This was recognized this Friday by the vice head of the Ideological Department of the Central Committee of the Communist Party of Cuba, Marydé Fernández, during the commemorative event for the agency’s 65th anniversary.
Below Prensa Latina transmits in full the speech of the vice head of the Ideological Department of the Central Committee of the Communist Party of Cuba.
Comrades and colleagues:
History wanted us to celebrate the 65th anniversary of Prensa Latina on the same day that two of the most extraordinary men of the revolution were born. Both figures are worthy exponents of intransigence and revolutionary radicalism. From Maceo we learned that whoever tries to take over Cuba will only collect the dust of its blood-soaked soil if he does not perish in the struggle, and Che said the same regarding imperialism. We also remember Che today because together with Fidel they made it possible for this news agency to be born in 1959, and keep up its spirit of struggle and combat in these 65 years.
In the auditorium of the University of Caracas, Fidel, during his visit to Venezuela in January, 1959, expressed the need to counteract the confusionist campaigns of the enemies of the Latin American progressive movements.
On June 16, 1959, Prensa Latina was born, determined to enter international information flows with a vision of the world different from that of the media monopolies of that time, despite the disadvantage in financial and technological resources compared to its adversaries.
The coverage of Latin American news events and especially of the Cuban emancipation project; were priorities of the agency, which had the leader of the Cuban revolution, Fidel Castro, and Commander Ernesto Che Guevara as its main promoters, and Argentine journalist Jorge Ricardo Masetti, its first director, who considered that “it is cowardice to be impartial, because you cannot be impartial between good and evil.
As the story goes, “when the first cable dispatch with the PL identification was transmitted, on June 16, 1959, everyone stood in front of the machines to watch how the teletype operator ‘striked out’ the news and, the next day, they reviewed it carefully.

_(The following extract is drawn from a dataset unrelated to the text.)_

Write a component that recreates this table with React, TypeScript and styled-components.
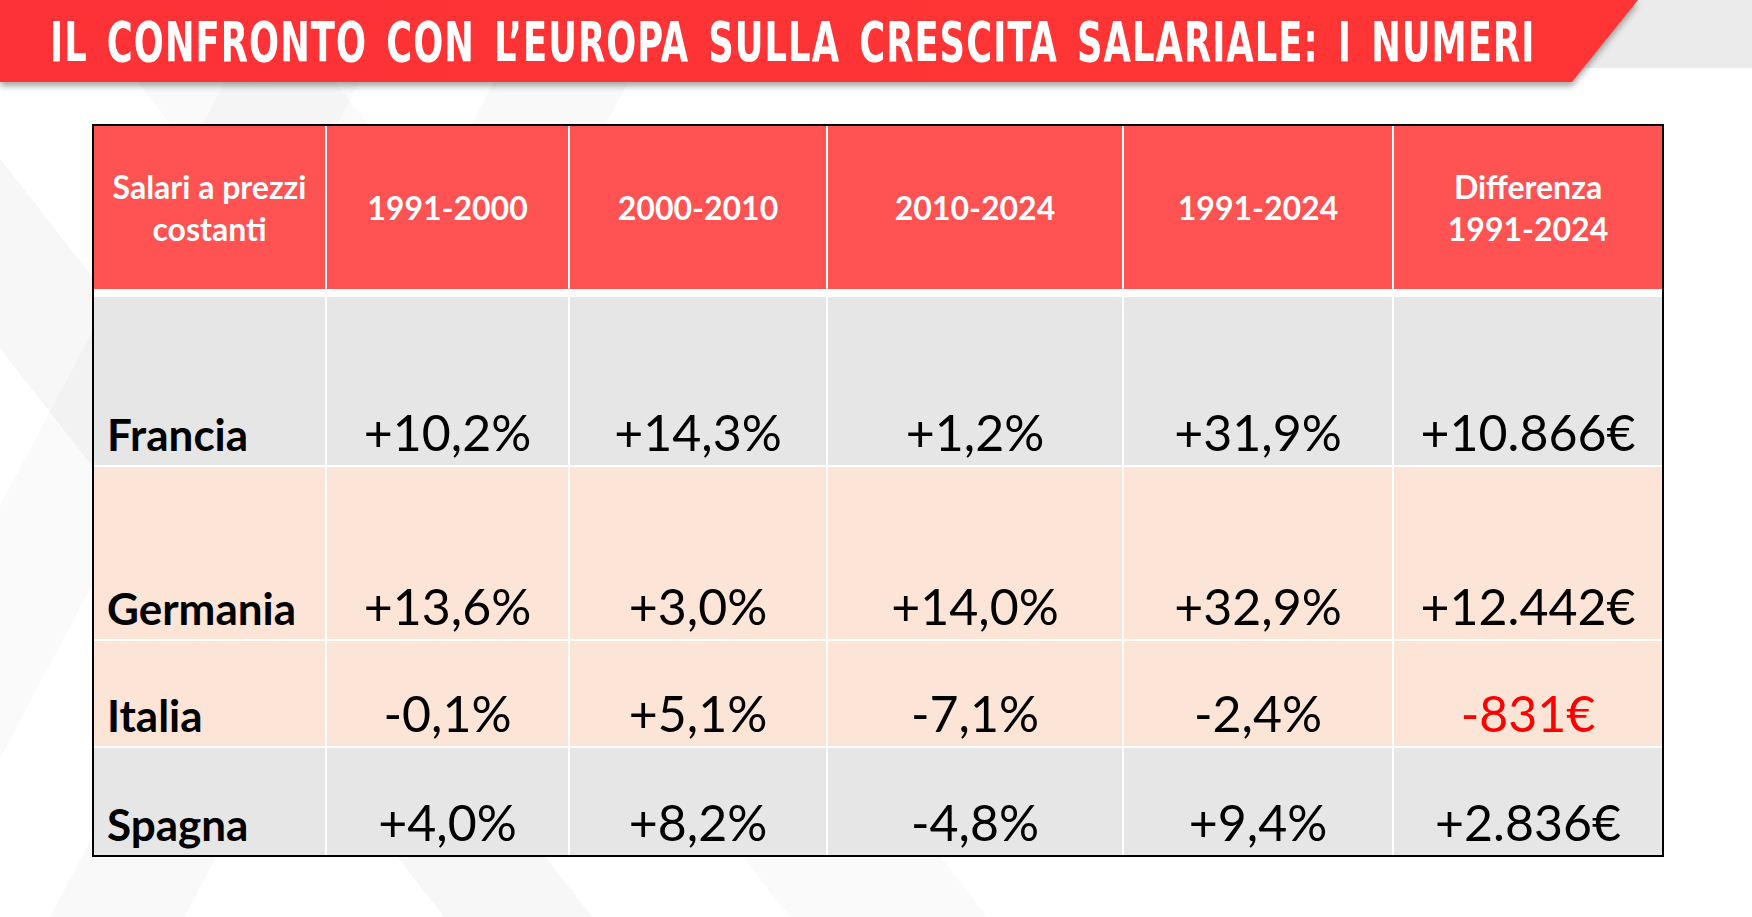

I eagerly scanned the pages of the newspapers to see that they were no longer only publishing cables with the acronyms AP and UPI. Thus began a fight to break the information monopoly.
Mechanical typewriters, the photographic cameras of that time, a shortwave radio to capture stations from neighboring countries, a Morse telegraph transmitter and two teletypewriters for international information traffic were the tools in that initial stage.
There is a lot of history in those early years. The name of the agency, a suggestion from Che. The presence of the journalist Gabriel García Márquez, on his way to becoming one of the great Latin American novelists, and the Argentine Rodolfo Walsh, who discovered the first signs that a force was being prepared in Guatemala to invade Cuba.
In terms of news, Prensa Latina was another expression of the Latin American vocation of the Cuban Revolution, as was Casa de las Américas, headquarters of the event for this anniversary, which also recently reached its 65th anniversary.
The Cuban people trust their media and journalists, revolutionary journalists are and will continue to be key actors to improve ourselves as a society and to mobilize citizens.
Operation Truth is more valid today than ever, because we have every right to confront the lie that is the antidote with which national unity has been forged, as our beloved Abel Prieto expressed: Prensa Latina is the weapon of the people against the empire.
A team of editors, editors, reporters, photographers, as well as correspondents and collaborators in more than 35 countries work in this effort, who nourish the information flow of Prensa Latina, supported by highly qualified engineers and technicians, who make it possible for the signal of the agency to travel the planet carrying messages on the most diverse topics, spreading the truth.
Almost 65 years after its foundation, Prensa Latina has a solid and modern structure that allows it to successfully insert itself into the complex and competitive world of international news agencies.
Prensa Latina is also an important publishing house with more than 20 periodical publications, some of which are its own and others made to order, it has an online radio station and a television studio, and it has active participation in digital networks.